Le comte de Broglio, Victor-Maurice de Broglie (1644-1727), fils de François-Marie (v. note [25], lettre 290), avait épousé le 29 août 1666 Marie de Lamoignon de Bâville (1645-1733), fille de Guillaume, le premier président du Parlement de Paris. Broglio fit avec distinction les campagnes de Flandre (1667) puis de Franche-Comté (1668), suivit le roi à la conquête de Hollande (1672), servit tour à tour sous Condé, Turenne et le maréchal de Créqui, se couvrit de gloire à Senef (1674), reçut le gouvernement du Languedoc et réprima cruellement les mouvements des protestants dans les Cévennes. Il fut créé maréchal de France en 1724 (G.D.U. xixe s.).

5.

La seconde fille du premier président, Magdelaine de Lamoignon (1649-8 octobre 1671), demoiselle de Boissy, allait épouser le 12 septembre 1667 le procureur général Achille iii de Harlay (v. note [5], lettre 915), fils d’Achille ii et arrière-petit-fils d’Achille i (v. note [19], lettre 469).

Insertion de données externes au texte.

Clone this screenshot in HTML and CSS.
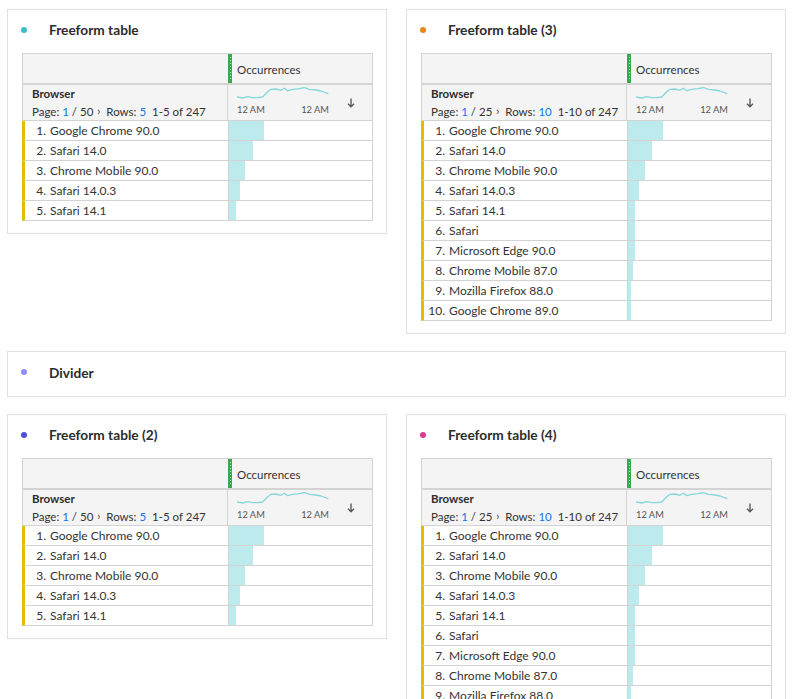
FILE: index.html
```html
<!DOCTYPE html>
<html>
<head>
<meta charset="utf-8">
<link rel="stylesheet" href="styles.css">
</head>
<body>
<div class="board">

  <section class="panel">
    <header class="ph"><span class="dot dot-teal"></span><span class="pt">Freeform table</span></header>
    <div class="ft">
      <div class="h1"><div class="c1"></div><div class="c2"><span class="grip"><span class="grip-dots"></span></span><span class="metric">Occurrences</span></div></div>
      <div class="h2">
        <div class="c1"><div class="dim">Browser</div><div class="pager">Page: <span class="blue">1</span> / 50 <span class="chev">›</span> Rows: <span class="blue">5</span> <span class="range">1-5 of 247</span></div></div>
        <div class="c2">
          <div class="spark">
            <svg class="spark-svg" width="92" height="12" viewBox="0 0 92 12"><polyline points="0,10 5.7,11 10.7,9.7 15.7,10.7 20.7,10.7 25.7,10 30.7,4.7 34,2.3 39,2 44,3.3 47.3,1.3 50.7,3.7 55.7,2.3 62.3,1.7 67.3,0.5 72.3,2.3 79,3 84,4 91.3,6.7" fill="none" stroke="#86d7dc" stroke-width="1.3" stroke-linejoin="round"/></svg>
            <div class="axis"><span>12 AM</span><span>12 AM</span></div>
          </div>
          <svg class="sort" width="8" height="10" viewBox="0 0 8 10"><path d="M4 0.5V8.5M1 5.8L4 8.8L7 5.8" fill="none" stroke="#5a5a5a" stroke-width="1.4"/></svg>
        </div>
      </div>
      <div class="row"><div class="c1"><span class="num">1.</span>Google Chrome 90.0</div><div class="c2"><span class="bar" style="width:35px"></span></div></div>
      <div class="row"><div class="c1"><span class="num">2.</span>Safari 14.0</div><div class="c2"><span class="bar" style="width:24px"></span></div></div>
      <div class="row"><div class="c1"><span class="num">3.</span>Chrome Mobile 90.0</div><div class="c2"><span class="bar" style="width:16px"></span></div></div>
      <div class="row"><div class="c1"><span class="num">4.</span>Safari 14.0.3</div><div class="c2"><span class="bar" style="width:11px"></span></div></div>
      <div class="row"><div class="c1"><span class="num">5.</span>Safari 14.1</div><div class="c2"><span class="bar" style="width:7px"></span></div></div>
    </div>
  </section>

  <section class="panel">
    <header class="ph"><span class="dot dot-orange"></span><span class="pt">Freeform table (3)</span></header>
    <div class="ft">
      <div class="h1"><div class="c1"></div><div class="c2"><span class="grip"><span class="grip-dots"></span></span><span class="metric">Occurrences</span></div></div>
      <div class="h2">
        <div class="c1"><div class="dim">Browser</div><div class="pager">Page: <span class="blue">1</span> / 25 <span class="chev">›</span> Rows: <span class="blue">10</span> <span class="range">1-10 of 247</span></div></div>
        <div class="c2">
          <div class="spark">
            <svg class="spark-svg" width="92" height="12" viewBox="0 0 92 12"><polyline points="0,10 5.7,11 10.7,9.7 15.7,10.7 20.7,10.7 25.7,10 30.7,4.7 34,2.3 39,2 44,3.3 47.3,1.3 50.7,3.7 55.7,2.3 62.3,1.7 67.3,0.5 72.3,2.3 79,3 84,4 91.3,6.7" fill="none" stroke="#86d7dc" stroke-width="1.3" stroke-linejoin="round"/></svg>
            <div class="axis"><span>12 AM</span><span>12 AM</span></div>
          </div>
          <svg class="sort" width="8" height="10" viewBox="0 0 8 10"><path d="M4 0.5V8.5M1 5.8L4 8.8L7 5.8" fill="none" stroke="#5a5a5a" stroke-width="1.4"/></svg>
        </div>
      </div>
      <div class="row"><div class="c1"><span class="num">1.</span>Google Chrome 90.0</div><div class="c2"><span class="bar" style="width:35px"></span></div></div>
      <div class="row"><div class="c1"><span class="num">2.</span>Safari 14.0</div><div class="c2"><span class="bar" style="width:24px"></span></div></div>
      <div class="row"><div class="c1"><span class="num">3.</span>Chrome Mobile 90.0</div><div class="c2"><span class="bar" style="width:17px"></span></div></div>
      <div class="row"><div class="c1"><span class="num">4.</span>Safari 14.0.3</div><div class="c2"><span class="bar" style="width:11px"></span></div></div>
      <div class="row"><div class="c1"><span class="num">5.</span>Safari 14.1</div><div class="c2"><span class="bar" style="width:7px"></span></div></div>
      <div class="row"><div class="c1"><span class="num">6.</span>Safari</div><div class="c2"><span class="bar" style="width:7px"></span></div></div>
      <div class="row"><div class="c1"><span class="num">7.</span>Microsoft Edge 90.0</div><div class="c2"><span class="bar" style="width:7px"></span></div></div>
      <div class="row"><div class="c1"><span class="num">8.</span>Chrome Mobile 87.0</div><div class="c2"><span class="bar" style="width:5px"></span></div></div>
      <div class="row"><div class="c1"><span class="num">9.</span>Mozilla Firefox 88.0</div><div class="c2"><span class="bar" style="width:3px"></span></div></div>
      <div class="row"><div class="c1"><span class="num">10.</span>Google Chrome 89.0</div><div class="c2"><span class="bar" style="width:3px"></span></div></div>
    </div>
  </section>

  <section class="panel divider">
    <header class="ph"><span class="dot dot-lavender"></span><span class="pt">Divider</span></header>
  </section>

  <section class="panel">
    <header class="ph"><span class="dot dot-indigo"></span><span class="pt">Freeform table (2)</span></header>
    <div class="ft">
      <div class="h1"><div class="c1"></div><div class="c2"><span class="grip"><span class="grip-dots"></span></span><span class="metric">Occurrences</span></div></div>
      <div class="h2">
        <div class="c1"><div class="dim">Browser</div><div class="pager">Page: <span class="blue">1</span> / 50 <span class="chev">›</span> Rows: <span class="blue">5</span> <span class="range">1-5 of 247</span></div></div>
        <div class="c2">
          <div class="spark">
            <svg class="spark-svg" width="92" height="12" viewBox="0 0 92 12"><polyline points="0,10 5.7,11 10.7,9.7 15.7,10.7 20.7,10.7 25.7,10 30.7,4.7 34,2.3 39,2 44,3.3 47.3,1.3 50.7,3.7 55.7,2.3 62.3,1.7 67.3,0.5 72.3,2.3 79,3 84,4 91.3,6.7" fill="none" stroke="#86d7dc" stroke-width="1.3" stroke-linejoin="round"/></svg>
            <div class="axis"><span>12 AM</span><span>12 AM</span></div>
          </div>
          <svg class="sort" width="8" height="10" viewBox="0 0 8 10"><path d="M4 0.5V8.5M1 5.8L4 8.8L7 5.8" fill="none" stroke="#5a5a5a" stroke-width="1.4"/></svg>
        </div>
      </div>
      <div class="row"><div class="c1"><span class="num">1.</span>Google Chrome 90.0</div><div class="c2"><span class="bar" style="width:35px"></span></div></div>
      <div class="row"><div class="c1"><span class="num">2.</span>Safari 14.0</div><div class="c2"><span class="bar" style="width:24px"></span></div></div>
      <div class="row"><div class="c1"><span class="num">3.</span>Chrome Mobile 90.0</div><div class="c2"><span class="bar" style="width:16px"></span></div></div>
      <div class="row"><div class="c1"><span class="num">4.</span>Safari 14.0.3</div><div class="c2"><span class="bar" style="width:11px"></span></div></div>
      <div class="row"><div class="c1"><span class="num">5.</span>Safari 14.1</div><div class="c2"><span class="bar" style="width:7px"></span></div></div>
    </div>
  </section>

  <section class="panel">
    <header class="ph"><span class="dot dot-pink"></span><span class="pt">Freeform table (4)</span></header>
    <div class="ft">
      <div class="h1"><div class="c1"></div><div class="c2"><span class="grip"><span class="grip-dots"></span></span><span class="metric">Occurrences</span></div></div>
      <div class="h2">
        <div class="c1"><div class="dim">Browser</div><div class="pager">Page: <span class="blue">1</span> / 25 <span class="chev">›</span> Rows: <span class="blue">10</span> <span class="range">1-10 of 247</span></div></div>
        <div class="c2">
          <div class="spark">
            <svg class="spark-svg" width="92" height="12" viewBox="0 0 92 12"><polyline points="0,10 5.7,11 10.7,9.7 15.7,10.7 20.7,10.7 25.7,10 30.7,4.7 34,2.3 39,2 44,3.3 47.3,1.3 50.7,3.7 55.7,2.3 62.3,1.7 67.3,0.5 72.3,2.3 79,3 84,4 91.3,6.7" fill="none" stroke="#86d7dc" stroke-width="1.3" stroke-linejoin="round"/></svg>
            <div class="axis"><span>12 AM</span><span>12 AM</span></div>
          </div>
          <svg class="sort" width="8" height="10" viewBox="0 0 8 10"><path d="M4 0.5V8.5M1 5.8L4 8.8L7 5.8" fill="none" stroke="#5a5a5a" stroke-width="1.4"/></svg>
        </div>
      </div>
      <div class="row"><div class="c1"><span class="num">1.</span>Google Chrome 90.0</div><div class="c2"><span class="bar" style="width:35px"></span></div></div>
      <div class="row"><div class="c1"><span class="num">2.</span>Safari 14.0</div><div class="c2"><span class="bar" style="width:24px"></span></div></div>
      <div class="row"><div class="c1"><span class="num">3.</span>Chrome Mobile 90.0</div><div class="c2"><span class="bar" style="width:17px"></span></div></div>
      <div class="row"><div class="c1"><span class="num">4.</span>Safari 14.0.3</div><div class="c2"><span class="bar" style="width:11px"></span></div></div>
      <div class="row"><div class="c1"><span class="num">5.</span>Safari 14.1</div><div class="c2"><span class="bar" style="width:7px"></span></div></div>
      <div class="row"><div class="c1"><span class="num">6.</span>Safari</div><div class="c2"><span class="bar" style="width:7px"></span></div></div>
      <div class="row"><div class="c1"><span class="num">7.</span>Microsoft Edge 90.0</div><div class="c2"><span class="bar" style="width:7px"></span></div></div>
      <div class="row"><div class="c1"><span class="num">8.</span>Chrome Mobile 87.0</div><div class="c2"><span class="bar" style="width:5px"></span></div></div>
      <div class="row"><div class="c1"><span class="num">9.</span>Mozilla Firefox 88.0</div><div class="c2"><span class="bar" style="width:3px"></span></div></div>
      <div class="row"><div class="c1"><span class="num">10.</span>Google Chrome 89.0</div><div class="c2"><span class="bar" style="width:3px"></span></div></div>
    </div>
  </section>

</div>
</body>
</html>
```

FILE: styles.css
```css
html { overflow: hidden; }
body {
  margin: 0;
  padding: 9px 0 0 7px;
  background: #ffffff;
  font-family: "Lato", "Liberation Sans", sans-serif;
  color: #2c2c2c;
}
.board {
  display: grid;
  grid-template-columns: 380px 380px;
  column-gap: 19px;
  row-gap: 17px;
  align-items: start;
}
.panel {
  border: 1px solid #e1e1e1;
  padding: 0 14px 12px 14px;
  background: #fff;
}
.divider {
  grid-column: 1 / span 2;
  padding-bottom: 0;
}
.ph {
  height: 43px;
  display: flex;
  align-items: center;
}
.divider .ph { height: 44px; }
.dot {
  width: 6px;
  height: 6px;
  border-radius: 50%;
  margin-left: -1px;
  margin-top: -4px;
}
.dot-teal { background: #3fc0c9; }
.dot-orange { background: #e68619; }
.dot-lavender { background: #8e8ef5; }
.dot-indigo { background: #4f4fd4; }
.dot-pink { background: #db3a95; }
.pt {
  margin-left: 22px;
  font-size: 13.7px;
  font-weight: 700;
  color: #2c2c2c;
  margin-top: -4px;
}

.ft {
  width: 350px;
  border-top: 1px solid #d3d3d3;
  border-right: 1px solid #d3d3d3;
  font-size: 12px;
}
.h1 {
  display: flex;
  height: 29px;
  background: #f4f4f4;
  border-left: 1px solid #d3d3d3;
  border-bottom: 2px solid #d3d3d3;
}
.h1 .c1 { width: 205px; }
.h1 .c2 {
  flex: 1;
  display: flex;
  align-items: center;
}
.grip {
  width: 4px;
  height: 29px;
  background: #3aa84f;
  display: flex;
  justify-content: center;
  align-items: center;
}
.grip-dots {
  width: 1px;
  height: 24px;
  background: repeating-linear-gradient(to bottom, rgba(255,255,255,0.75) 0 1px, transparent 1px 3px);
}
.metric {
  margin-left: 5px;
  font-size: 11.5px;
  color: #333;
  margin-top: 1px;
}
.h2 {
  display: flex;
  height: 35px;
  background: #f4f4f4;
  border-left: 1px solid #d3d3d3;
  border-bottom: 1px solid #d3d3d3;
}
.h2 .c1 {
  width: 205px;
  border-right: 1px solid #d3d3d3;
  padding: 2px 0 0 9px;
  box-sizing: border-box;
}
.dim {
  font-weight: 700;
  font-size: 11.5px;
  line-height: 14px;
  color: #2c2c2c;
}
.pager {
  margin-top: 4px;
  font-size: 11.5px;
  line-height: 14px;
  color: #333;
  white-space: nowrap;
}
.blue { color: #1473e6; }
.chev { font-size: 11px; margin: 0 3px 0 1px; position: relative; top: -1px; }
.range { margin-left: 3px; }
.h2 .c2 {
  flex: 1;
  display: flex;
  align-items: flex-start;
  padding: 2px 0 0 9px;
}
.spark { width: 92px; }
.spark-svg { display: block; }
.axis {
  display: flex;
  justify-content: space-between;
  margin-top: 5px;
  font-size: 9.3px;
  line-height: 12px;
  color: #555;
}
.sort {
  margin: 11px 17px 0 auto;
}
.row {
  display: flex;
  height: 19px;
  border-left: 3px solid #e5bd00;
  border-bottom: 1px solid #d3d3d3;
  background: #fff;
}
.row .c1 {
  width: 203px;
  border-right: 1px solid #d3d3d3;
  display: flex;
  align-items: center;
  white-space: nowrap;
  color: #333;
}
.num {
  width: 21px;
  text-align: right;
  margin-right: 4px;
}
.row .c2 { flex: 1; display: flex; }
.bar {
  display: block;
  height: 19px;
  background: #bdeaed;
}
```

Olivier Le Fèvre d’Ormesson (Journal, tome ii, page 520) :

« Le mercredi 7 septembre, les députés des compagnies revinrent fort satisfaits. Ils avaient été jusqu’à Mouchy {a} saluer le roi, qui les avait bien reçus, et étaient revenus coucher à Compiègne. Le mariage de M. le procureur général avec Mlle de Boissy était public. M. le premier président me dit qu’il en avait parlé à Senlis à M. Le Pelletier {b} qui lui avait bien répondu ; que lorsqu’il en avait demandé l’agrément au roi, le roi lui avait dit qu’il en était bien aise pourvu que ce fût son bien ; qu’il était très content de ses services et qu’il l’aimait parce qu’il le croyait homme de bien. Ce mariage reçoit un applaudissement général. M. le premier président donne onze cent mille livres. »


  1. Mouchy-le-Châtel en Picardie (Oise) à 15 kilomètres au sud-est de Beauvais.

  2. V. note [6], lettre 989.

6.

Christophe de Thou (vers 1508-1582), père de Jacques-Auguste i, le magistrat historien, avait été reçu premier président au Parlement de Paris en 1562. Il avait marié sa fille Catherine à Achille i de Harlay le 30 mai 1558 (Popoff, no 106). De son mariage avec Gasparde de La Châtre, Jacques-Auguste i eut six enfants. Guy Patin parlait ici de trois d’entre eux : l’aîné, François-Auguste (v. note [12], lettre 65), décapité à Lyon en 1642 pour avoir participé à la conspiration de Cinq-Mars ; Jacques-Auguste ii (v. note [36], lettre 294), alors président au mortier ; Louise (v. note [11], lettre 77), épouse d’Arnaud de Pontac, président au parlement de Bordeaux.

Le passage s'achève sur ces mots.